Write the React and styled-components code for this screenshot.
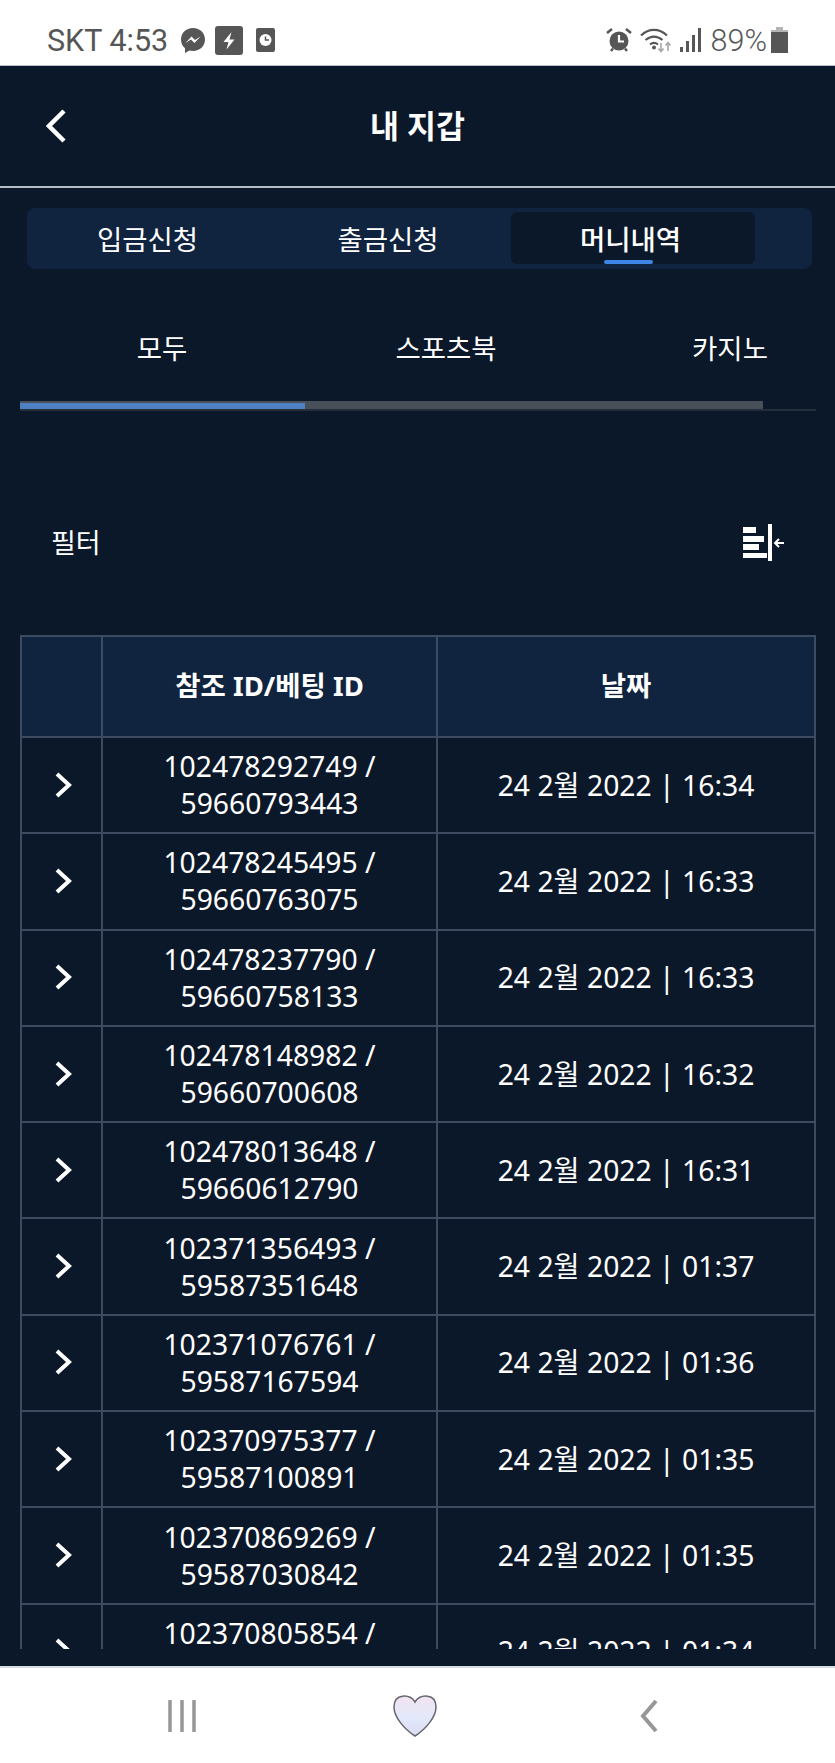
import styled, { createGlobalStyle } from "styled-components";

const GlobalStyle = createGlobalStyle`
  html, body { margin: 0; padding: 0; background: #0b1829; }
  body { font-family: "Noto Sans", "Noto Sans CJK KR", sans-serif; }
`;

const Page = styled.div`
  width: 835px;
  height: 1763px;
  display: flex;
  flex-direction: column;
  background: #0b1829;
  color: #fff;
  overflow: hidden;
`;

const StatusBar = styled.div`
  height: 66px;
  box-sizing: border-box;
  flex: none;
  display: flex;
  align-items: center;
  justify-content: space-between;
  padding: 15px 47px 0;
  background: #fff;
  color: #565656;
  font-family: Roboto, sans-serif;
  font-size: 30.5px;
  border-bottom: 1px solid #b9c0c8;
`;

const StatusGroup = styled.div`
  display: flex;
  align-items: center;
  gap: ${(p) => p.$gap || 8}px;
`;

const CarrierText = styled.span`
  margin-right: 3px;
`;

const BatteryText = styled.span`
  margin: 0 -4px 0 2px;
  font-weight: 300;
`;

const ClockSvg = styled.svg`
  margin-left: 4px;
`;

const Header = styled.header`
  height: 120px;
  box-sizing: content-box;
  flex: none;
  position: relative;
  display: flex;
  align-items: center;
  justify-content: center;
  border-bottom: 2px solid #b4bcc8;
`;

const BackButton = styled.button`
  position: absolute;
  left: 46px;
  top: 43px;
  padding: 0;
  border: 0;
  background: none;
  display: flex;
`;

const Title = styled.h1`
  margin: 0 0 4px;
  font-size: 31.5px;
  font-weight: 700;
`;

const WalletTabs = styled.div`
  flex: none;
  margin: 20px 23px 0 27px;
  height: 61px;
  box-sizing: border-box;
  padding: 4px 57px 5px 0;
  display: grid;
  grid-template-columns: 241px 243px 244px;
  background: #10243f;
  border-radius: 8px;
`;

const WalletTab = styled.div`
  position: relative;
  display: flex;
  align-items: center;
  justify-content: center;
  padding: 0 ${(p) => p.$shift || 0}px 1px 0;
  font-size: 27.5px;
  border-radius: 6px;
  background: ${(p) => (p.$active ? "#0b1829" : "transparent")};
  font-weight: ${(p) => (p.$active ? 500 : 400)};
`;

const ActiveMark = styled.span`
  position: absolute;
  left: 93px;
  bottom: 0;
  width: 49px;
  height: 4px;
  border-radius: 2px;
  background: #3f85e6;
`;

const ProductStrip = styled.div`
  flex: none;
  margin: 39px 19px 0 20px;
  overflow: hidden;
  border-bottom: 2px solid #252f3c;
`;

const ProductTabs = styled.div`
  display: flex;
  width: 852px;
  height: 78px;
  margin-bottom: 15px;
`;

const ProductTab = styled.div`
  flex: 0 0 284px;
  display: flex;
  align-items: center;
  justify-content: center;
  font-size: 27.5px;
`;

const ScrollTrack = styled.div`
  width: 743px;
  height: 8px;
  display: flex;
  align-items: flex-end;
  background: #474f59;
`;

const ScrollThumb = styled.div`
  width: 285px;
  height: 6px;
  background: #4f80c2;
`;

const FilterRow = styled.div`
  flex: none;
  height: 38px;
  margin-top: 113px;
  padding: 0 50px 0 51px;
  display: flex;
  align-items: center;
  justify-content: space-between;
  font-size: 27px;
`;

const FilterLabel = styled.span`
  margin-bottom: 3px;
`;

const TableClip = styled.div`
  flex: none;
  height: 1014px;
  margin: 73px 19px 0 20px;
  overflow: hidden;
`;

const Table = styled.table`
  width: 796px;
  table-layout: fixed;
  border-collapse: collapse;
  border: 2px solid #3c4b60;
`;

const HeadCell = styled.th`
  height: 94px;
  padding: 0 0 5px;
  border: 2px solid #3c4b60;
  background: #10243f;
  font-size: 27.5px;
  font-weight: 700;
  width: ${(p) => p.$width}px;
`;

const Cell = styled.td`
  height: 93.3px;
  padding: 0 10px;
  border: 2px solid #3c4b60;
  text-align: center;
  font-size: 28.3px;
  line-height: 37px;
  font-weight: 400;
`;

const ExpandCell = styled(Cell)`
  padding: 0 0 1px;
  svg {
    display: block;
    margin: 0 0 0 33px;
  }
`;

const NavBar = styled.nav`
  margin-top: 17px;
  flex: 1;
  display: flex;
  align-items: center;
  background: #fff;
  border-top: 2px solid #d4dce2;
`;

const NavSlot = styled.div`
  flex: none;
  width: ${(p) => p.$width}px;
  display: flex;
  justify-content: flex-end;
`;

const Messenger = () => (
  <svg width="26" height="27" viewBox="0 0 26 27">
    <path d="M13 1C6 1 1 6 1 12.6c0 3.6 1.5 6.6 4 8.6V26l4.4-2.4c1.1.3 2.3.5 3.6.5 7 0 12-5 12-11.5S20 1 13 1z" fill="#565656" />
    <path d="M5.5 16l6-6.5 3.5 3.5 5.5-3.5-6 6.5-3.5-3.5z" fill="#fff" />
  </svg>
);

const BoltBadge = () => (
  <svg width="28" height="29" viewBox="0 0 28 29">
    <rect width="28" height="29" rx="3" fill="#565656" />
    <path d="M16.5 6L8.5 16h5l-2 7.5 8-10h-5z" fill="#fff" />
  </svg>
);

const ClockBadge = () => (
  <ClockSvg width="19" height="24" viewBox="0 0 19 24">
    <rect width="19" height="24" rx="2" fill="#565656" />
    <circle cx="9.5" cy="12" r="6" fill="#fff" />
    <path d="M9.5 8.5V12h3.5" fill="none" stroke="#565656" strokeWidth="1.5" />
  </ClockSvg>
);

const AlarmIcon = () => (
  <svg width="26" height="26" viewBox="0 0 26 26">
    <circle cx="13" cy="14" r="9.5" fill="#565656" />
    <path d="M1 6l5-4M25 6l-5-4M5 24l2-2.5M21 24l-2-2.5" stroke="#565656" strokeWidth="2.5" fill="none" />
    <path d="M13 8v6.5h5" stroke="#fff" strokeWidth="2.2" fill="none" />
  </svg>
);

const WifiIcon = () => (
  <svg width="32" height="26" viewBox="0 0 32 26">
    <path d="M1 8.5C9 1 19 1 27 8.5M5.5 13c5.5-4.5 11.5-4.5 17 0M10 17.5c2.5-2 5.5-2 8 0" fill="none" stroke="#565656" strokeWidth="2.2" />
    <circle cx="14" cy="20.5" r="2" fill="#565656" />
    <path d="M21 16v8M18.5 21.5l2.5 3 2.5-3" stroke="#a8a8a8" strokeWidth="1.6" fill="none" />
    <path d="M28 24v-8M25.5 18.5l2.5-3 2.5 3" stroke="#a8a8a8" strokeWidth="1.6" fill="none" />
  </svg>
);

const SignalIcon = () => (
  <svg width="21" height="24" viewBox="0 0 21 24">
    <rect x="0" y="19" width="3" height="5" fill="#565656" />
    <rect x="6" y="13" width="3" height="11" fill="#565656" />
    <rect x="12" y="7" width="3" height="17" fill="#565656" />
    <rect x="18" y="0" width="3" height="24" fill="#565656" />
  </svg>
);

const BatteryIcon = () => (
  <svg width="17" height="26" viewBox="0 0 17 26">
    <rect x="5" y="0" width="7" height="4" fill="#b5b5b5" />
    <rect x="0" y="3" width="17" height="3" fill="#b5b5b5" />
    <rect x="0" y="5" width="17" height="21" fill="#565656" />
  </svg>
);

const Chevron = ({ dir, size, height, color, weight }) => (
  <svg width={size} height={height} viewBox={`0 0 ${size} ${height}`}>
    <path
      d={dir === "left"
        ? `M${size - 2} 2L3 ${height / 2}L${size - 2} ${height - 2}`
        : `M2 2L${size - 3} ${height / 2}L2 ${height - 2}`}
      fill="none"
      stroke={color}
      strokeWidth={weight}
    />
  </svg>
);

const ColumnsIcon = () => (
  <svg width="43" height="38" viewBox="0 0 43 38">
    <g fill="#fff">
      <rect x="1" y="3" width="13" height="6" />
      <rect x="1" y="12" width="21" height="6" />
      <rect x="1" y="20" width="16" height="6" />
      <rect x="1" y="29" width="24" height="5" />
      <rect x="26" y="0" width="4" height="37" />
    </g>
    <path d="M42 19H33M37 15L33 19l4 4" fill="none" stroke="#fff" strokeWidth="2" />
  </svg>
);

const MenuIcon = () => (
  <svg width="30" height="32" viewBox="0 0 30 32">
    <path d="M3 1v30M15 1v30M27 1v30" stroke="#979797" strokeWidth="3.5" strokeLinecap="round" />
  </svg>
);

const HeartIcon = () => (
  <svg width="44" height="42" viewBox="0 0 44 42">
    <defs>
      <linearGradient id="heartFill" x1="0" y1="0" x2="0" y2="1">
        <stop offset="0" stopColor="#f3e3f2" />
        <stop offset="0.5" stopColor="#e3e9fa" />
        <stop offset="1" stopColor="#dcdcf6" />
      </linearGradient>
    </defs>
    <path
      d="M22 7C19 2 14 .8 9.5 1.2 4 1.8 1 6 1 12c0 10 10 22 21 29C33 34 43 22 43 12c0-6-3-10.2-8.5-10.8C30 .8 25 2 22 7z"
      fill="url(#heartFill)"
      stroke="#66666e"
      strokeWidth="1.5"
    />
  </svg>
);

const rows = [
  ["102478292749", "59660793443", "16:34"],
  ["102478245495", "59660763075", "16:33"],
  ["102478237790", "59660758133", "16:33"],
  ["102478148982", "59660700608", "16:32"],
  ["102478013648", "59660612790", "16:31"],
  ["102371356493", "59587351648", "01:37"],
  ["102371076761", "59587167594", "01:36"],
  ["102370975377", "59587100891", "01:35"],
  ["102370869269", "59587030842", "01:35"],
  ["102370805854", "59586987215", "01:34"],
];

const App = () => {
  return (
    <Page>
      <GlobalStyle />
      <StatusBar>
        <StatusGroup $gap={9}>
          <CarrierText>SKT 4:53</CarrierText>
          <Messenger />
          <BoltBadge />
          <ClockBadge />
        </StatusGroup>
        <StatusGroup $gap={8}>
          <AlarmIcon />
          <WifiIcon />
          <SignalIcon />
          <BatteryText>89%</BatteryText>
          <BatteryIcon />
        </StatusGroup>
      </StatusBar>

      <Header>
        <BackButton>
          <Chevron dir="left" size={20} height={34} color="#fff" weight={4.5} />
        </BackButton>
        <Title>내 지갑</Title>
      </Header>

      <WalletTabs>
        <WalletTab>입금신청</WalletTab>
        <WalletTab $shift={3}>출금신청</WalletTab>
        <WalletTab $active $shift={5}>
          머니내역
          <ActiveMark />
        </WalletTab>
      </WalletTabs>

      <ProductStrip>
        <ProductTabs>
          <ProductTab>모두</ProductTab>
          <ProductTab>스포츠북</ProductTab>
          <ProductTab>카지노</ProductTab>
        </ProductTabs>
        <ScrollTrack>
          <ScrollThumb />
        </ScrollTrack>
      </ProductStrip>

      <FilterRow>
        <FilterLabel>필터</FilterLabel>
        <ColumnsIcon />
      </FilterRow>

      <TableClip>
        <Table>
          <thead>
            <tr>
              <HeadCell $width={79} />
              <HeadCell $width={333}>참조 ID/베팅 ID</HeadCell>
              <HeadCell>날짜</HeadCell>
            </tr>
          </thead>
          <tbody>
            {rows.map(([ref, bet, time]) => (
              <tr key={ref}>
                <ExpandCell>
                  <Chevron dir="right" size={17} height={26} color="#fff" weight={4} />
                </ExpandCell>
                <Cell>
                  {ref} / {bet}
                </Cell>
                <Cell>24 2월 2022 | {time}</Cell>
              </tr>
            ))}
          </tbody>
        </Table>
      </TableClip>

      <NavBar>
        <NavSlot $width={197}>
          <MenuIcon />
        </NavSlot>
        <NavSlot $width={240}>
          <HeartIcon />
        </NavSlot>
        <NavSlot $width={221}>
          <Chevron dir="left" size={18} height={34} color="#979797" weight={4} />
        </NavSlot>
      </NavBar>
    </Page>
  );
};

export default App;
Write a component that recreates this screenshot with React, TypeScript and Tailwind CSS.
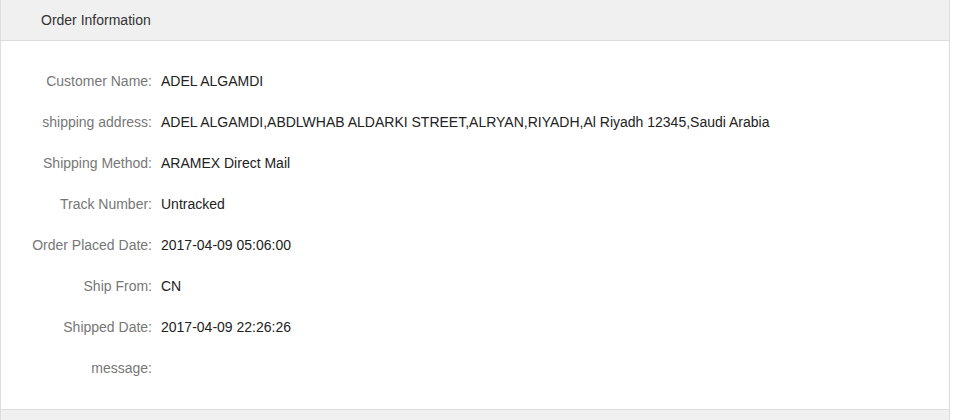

- - -

THE TASK: Find the lines of the material that hold the word "Write" and report their count alone.

RESULT OF THE TASK: 2